The first time I made the soup, I used all vegetable stock. It tinted the broth brown, so I made a mixed herb pesto to stir into the finished minestrone. After a few more tests, I settled on part vegetable broth and part water, with a generous amount of pesto to be stirred in, tableside. It turns the broth green as spring grass – and gives it a lush, verdant flavor. It’s just what I think you might want on a rainy or cool early spring night.

This minestrone, thick with spring vegetables, is tinted green with an herb pesto swirled into each bowl before serving.

To make this soup meatless, skip the bacon and salt pork (see variation below). If you can’t find fresh scallions, use a small onion instead. Out of vegetable stock? Use water and maybe a splash of white wine. I love the lima beans here, though you could swap them for a white bean or even more peas. And, I wouldn’t skip the pesto, but if you do, drizzle each portion with a bit of olive oil and garnish with grated cheese and chopped herbs.

Minestrone Verde

For the soup:

3 ounces bacon (3 thick slices) or salt pork, diced (optional; see variation)

4 to 6 scallions, sliced

3 stalks celery, sliced

3 cloves garlic, minced or finely grated

6 cups water

4 cups low-sodium vegetable stock

1 cup (3 ounces) frozen, or canned and drained, lima beans

10 stalks asparagus, preferably thin, woody ends discarded, chopped into 1-inch pieces

1½ cups (about 4 ounces) small pasta, such as ditalini, mini farfalle or orzo

1 cup (2 ounces) green peas (fresh or frozen)

Fine salt

Freshly cracked black pepper

For the pesto:

1 bunch (1½ ounces) fresh parsley, dill or basil, leaves and tender stems, or a blend, plus a few extra sprigs for garnish

1½ ounces Parmesan cheese, grated

¼ cup olive oil, plus more as needed

Make the soup: Set a large Dutch oven or another heavy-bottomed pot with a lid over medium heat, and add the bacon or salt pork, if using (see variation). Cook, stirring, until the fat has rendered and the pork is browned and crisp around the edges, about five minutes.

Increase the heat to medium-high, stir in the scallions and celery, and cook, stirring, until tender and just beginning to brown, about three minutes. Stir in the garlic and cook just until it becomes fragrant, about 30 seconds.

Add the water, stock and lima beans and cover the pot. Increase the heat to high and bring to a boil. Uncover and add the asparagus and pasta and return the soup to a boil. Cook until the pasta and asparagus are al dente, five to eight minutes. Decrease the heat to low and add the peas and season to taste with salt and pepper. Keep the soup warm until ready to serve.

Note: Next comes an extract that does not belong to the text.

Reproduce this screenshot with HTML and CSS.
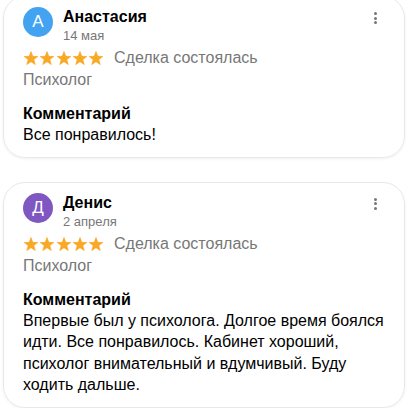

Make the pesto: In the bowl of a food processor, preferably mini, combine the herbs, Parmesan and olive oil and process until smooth, adding a bit more olive oil, if needed.

To serve, ladle soup into bowls and top each with 1 to 2 tablespoons of the pesto. Garnish with the reserved herbs and serve hot.

Variation: For a vegetarian version of the soup, in a large Dutch oven or another heavy-bottomed pot with a lid over medium-high heat, heat 2 tablespoons of oil until it shimmers. Add the scallions, celery and ¼ teaspoon of salt and cook, stirring frequently, until tender and beginning to brown, about three minutes. Then, proceed with the rest of the recipe above. (To make the soup vegan, omit the cheese from the pesto.)

Yield: 4-6 servings (makes 11 cups of soup and ½ cup pesto)

Make ahead: The pesto can be made 1 day in advance.

Storage notes: Leftovers can be refrigerated for up to four days.